Let me put it this way: the other night we were at a local restaurant right around nightfall (six o’clock sharp every day of the year, sunset takes less than ten minutes — you gotta love the consistency of the tropics), and shortly afterwards, the waiter came around with fleece blankets for the dinner guests — and within twenty minutes, they were sorely needed by those of us in t-shirts. 

Haven’t had a chance to try exercising at this altitude, but can’t wait to get on a bike next week and see how it feels to ride the trails around town. 

“I Want To Go Home.”

IMG_5289-1It was bound to happen. The protests, the objections, the rejections, the resentment. Why are we here? Why can’t we just go back home? It hurts when you have to acknowledge that you’ve inflicted that pain on your kids; I’ve been there myself quite a few times and remember all too well the bottomless pit of despair in which you find yourself when you’re in a place you don’t want to be and there’s nothing you can do about it.
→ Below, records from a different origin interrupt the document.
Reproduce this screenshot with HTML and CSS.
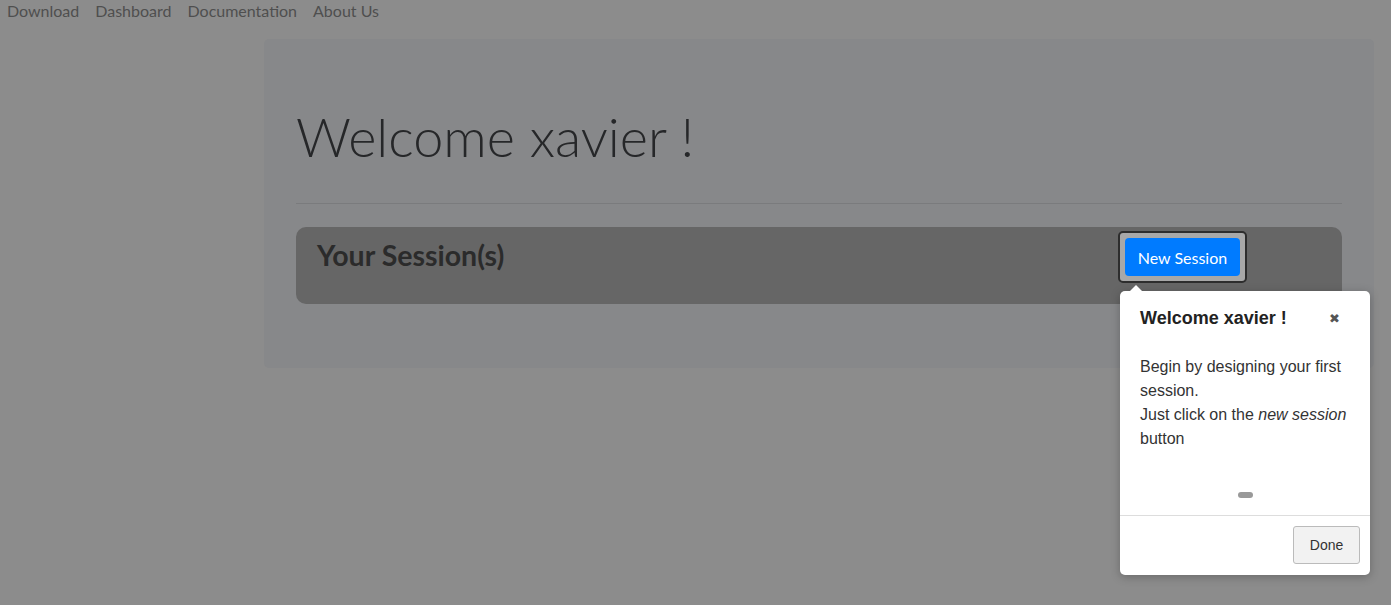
FILE: index.html
```html
<!DOCTYPE html>
<html lang="en">
<head>
<meta charset="utf-8">
<title>Dashboard</title>
<link rel="stylesheet" href="styles.css">
</head>
<body>
<nav class="topnav">
  <a class="nav-link" href="#">Download</a>
  <a class="nav-link" href="#">Dashboard</a>
  <a class="nav-link" href="#">Documentation</a>
  <a class="nav-link" href="#">About Us</a>
</nav>
<main class="container">
  <section class="jumbotron">
    <h1 class="display">Welcome xavier !</h1>
    <hr class="divider">
    <div class="session-card">
      <h3 class="session-title">Your Session(s)</h3>
      <div class="highlight">
        <button class="btn-primary">New Session</button>
      </div>
    </div>
  </section>
</main>
<div class="popover">
  <div class="popover-arrow"></div>
  <div class="popover-header">
    <span class="popover-title">Welcome xavier !</span>
    <span class="popover-close">&#x2716;</span>
  </div>
  <div class="popover-body">
    Begin by designing your first session.<br>
    Just click on the <em>new session</em> button
  </div>
  <div class="popover-dots"><span class="dot"></span></div>
  <div class="popover-footer">
    <button class="btn-done">Done</button>
  </div>
</div>
</body>
</html>
```
FILE: styles.css
```css
html, body {
  margin: 0;
  padding: 0;
}
body {
  background: #8c8c8c;
  font-family: Lato, "Open Sans", sans-serif;
  height: 605px;
  overflow: hidden;
}
.topnav {
  display: flex;
  gap: 16px;
  padding: 0 7px;
  height: 39px;
  align-items: flex-start;
}
.nav-link {
  color: #4f4f4f;
  text-decoration: none;
  font-size: 16px;
  line-height: 22px;
}
.container {
  margin-left: 264px;
  width: 1110px;
}
.jumbotron {
  background: #87888a;
  border-radius: 5px;
  padding: 64px 32px 64px;
}
.display {
  margin: 0;
  font-weight: 300;
  font-size: 54px;
  line-height: 68px;
  color: #262729;
}
.divider {
  margin: 32px 0 23px;
  border: 0;
  border-top: 1px solid #7a7b7d;
}
.session-card {
  background: #666666;
  border-radius: 10px;
  display: flex;
  align-items: flex-start;
  padding: 4px 0 21px 21px;
}
.session-title {
  margin: 7px 0 0;
  font-size: 28.5px;
  font-weight: 700;
  line-height: 34px;
  color: #2b2b2b;
  flex: 0 0 801px;
}
.highlight {
  background: #a8a8a8;
  border: 2px solid #2d2d2d;
  border-radius: 5px;
  padding: 5px;
}
.btn-primary {
  display: block;
  width: 115px;
  height: 38px;
  padding: 0;
  border: 0;
  border-radius: 4px;
  background: #007bff;
  color: #ffffff;
  font-family: Lato, "Open Sans", sans-serif;
  font-size: 16px;
}
.popover {
  position: absolute;
  left: 1120px;
  top: 291px;
  width: 250px;
  height: 284px;
  background: #ffffff;
  border-radius: 5px;
  box-shadow: 0 2px 10px rgba(0,0,0,0.25);
  font-family: "Liberation Sans", Arial, sans-serif;
  color: #333333;
  display: flex;
  flex-direction: column;
}
.popover-arrow {
  position: absolute;
  left: 10px;
  top: -6px;
  width: 0;
  height: 0;
  border-left: 6px solid transparent;
  border-right: 6px solid transparent;
  border-bottom: 6px solid #ffffff;
}
.popover-header {
  display: flex;
  justify-content: space-between;
  align-items: center;
  padding: 15px 30px 0 20px;
  height: 24px;
}
.popover-title {
  font-weight: 700;
  font-size: 18px;
  color: #222222;
}
.popover-close {
  font-size: 13px;
  color: #555555;
}
.popover-body {
  padding: 25px 20px 0;
  font-size: 16px;
  line-height: 24px;
  height: 96px;
}
.popover-dots {
  display: flex;
  justify-content: center;
  margin-top: 41px;
  height: 6px;
}
.dot {
  width: 15px;
  height: 6px;
  border-radius: 3px;
  background: #999999;
}
.popover-footer {
  margin-top: 17px;
  border-top: 1px solid #dddddd;
  display: flex;
  justify-content: flex-end;
  padding: 10px 10px 0;
}
.btn-done {
  width: 67px;
  height: 38px;
  background: #f2f2f2;
  border: 1px solid #bbbbbb;
  border-radius: 3px;
  font-family: "Liberation Sans", Arial, sans-serif;
  font-size: 14px;
  color: #333333;
}
```
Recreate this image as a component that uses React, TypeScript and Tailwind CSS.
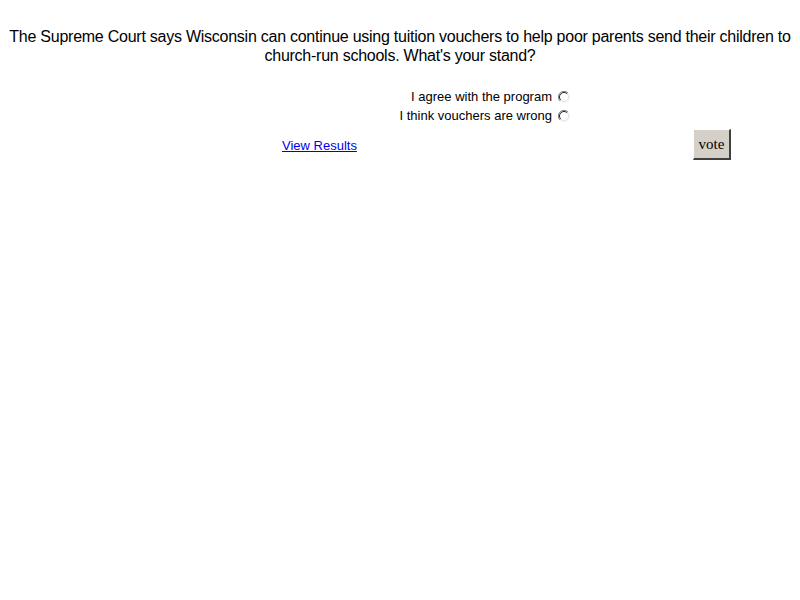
const Radio = () => (
  <svg width="12" height="12" viewBox="0 0 12 12" className="shrink-0">
    <circle cx="6" cy="6" r="5.5" fill="#ffffff" />
    <path d="M10 2 A5.5 5.5 0 0 0 2 10" fill="none" stroke="#808080" strokeWidth="1" />
    <path d="M9.2 2.8 A4.5 4.5 0 0 0 2.8 9.2" fill="none" stroke="#202020" strokeWidth="1" />
    <path d="M2 10 A5.5 5.5 0 0 0 10 2" fill="none" stroke="#f4f4f4" strokeWidth="1" />
    <path d="M2.8 9.2 A4.5 4.5 0 0 0 9.2 2.8" fill="none" stroke="#e4e2dc" strokeWidth="1" />
  </svg>
);

export default function App() {
  return (
    <div className="w-[800px] h-[600px] bg-white font-['Liberation_Sans',Arial,sans-serif] text-black">
      <p className="pt-[27px] px-[6px] text-center text-[16px] leading-[19px] tracking-[-0.25px]">
        The Supreme Court says Wisconsin can continue using tuition vouchers to help poor parents send
        their children to church-run schools. What's your stand?
      </p>

      <div className="mt-[24px] w-[570px] flex flex-col items-end gap-[4px] text-[13px] leading-[15px]">
        <label className="flex items-center gap-[6px]">
          <span>I agree with the program</span>
          <Radio />
        </label>
        <label className="flex items-center gap-[6px]">
          <span>I think vouchers are wrong</span>
          <Radio />
        </label>
      </div>

      <div className="mt-[6px] flex items-center pl-[282px] pr-[69px]">
        <a href="#" className="text-[13px] text-[#0000ee] underline mt-[2px]">
          View Results
        </a>
        <button className="ml-auto w-[38px] h-[31px] bg-[#d4d0c8] font-['Liberation_Serif','Times_New_Roman',serif] text-[15px] border-t border-l border-t-white border-l-white border-r-2 border-b-2 border-r-[#404040] border-b-[#404040]">
          vote
        </button>
      </div>
    </div>
  );
}
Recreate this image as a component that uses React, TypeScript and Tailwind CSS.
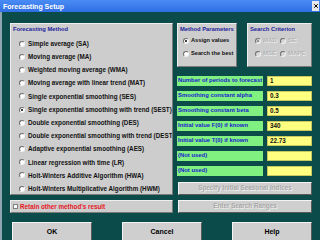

Oddly enough, while Lea was the one who was by far the most apprehensive about coming here, Lucas has been the one with the worst bouts of home sickness. The first night it was sheer exhaustion and the overwhelming newness of it all that got to him, and more recently it was some rather ominous looking bug bites on his arms that freaked him out enough to send him into a spin. He’s a trooper, though, and he’ll get over it, but it is a huge transition to get used to being here for the long haul, and we’ve really got to make sure there’s time and space for the guys to acclimatize both physically and mentally.

IMG_5303-1Lea has had a chance to call her best friend Willa which was a big moral booster; she’s also had her first horseback riding session at the amazing place on Mt. Kigali that we’ve found (more in a bit), so she’s feeling a little less alienated by it all. But Lucas is an incredibly social creature and thrives on friends and the hustle of “the scene” – and we haven’t had a chance to get that established for him here just yet, what with the scrambling around to find cutlery and houses and sign legal documents most of the day. (Besides, most of the expat kids are back stateside visiting family and friends, and won’t be returning until we get closer to the start of school, and it’ll take some time to get to know any of the local kids once we get settled in.) He’s on facebook with people back home, but seems reluctant to talk to any of them directly just yet. 

We bought an overpriced mini soccer ball and a regular size soccer ball (there’s also an American football floating around the house), so we’ve spent some time goofing around in the back yard of the house, often in the company of Cody, the adorable mutt who lives here and is thrilled to have some new company to hang out with. We’ve brought a mountain of books and games, but since we’ve spent this week in our temporary housing deliberately not unpacking, the laptop that Lucas thinks is his (except it’s not) and the iTouch that Lea brought has provided most of the downtime and vegging.

The kids have put up with a lot of really intense stuff over the past week, lots of alien scenes and situations, and they’ve dealt with it remarkably well. The other night we were driving back from a tour of houses north of the city, and I noticed that Lea, who has a tendency to take a glass-half-empty and it’ll-all-suck-anyway approach to life, had her head out the window of the car and was smiling broadly and looked content and comfortable — that was definitely the highlight of the day for me.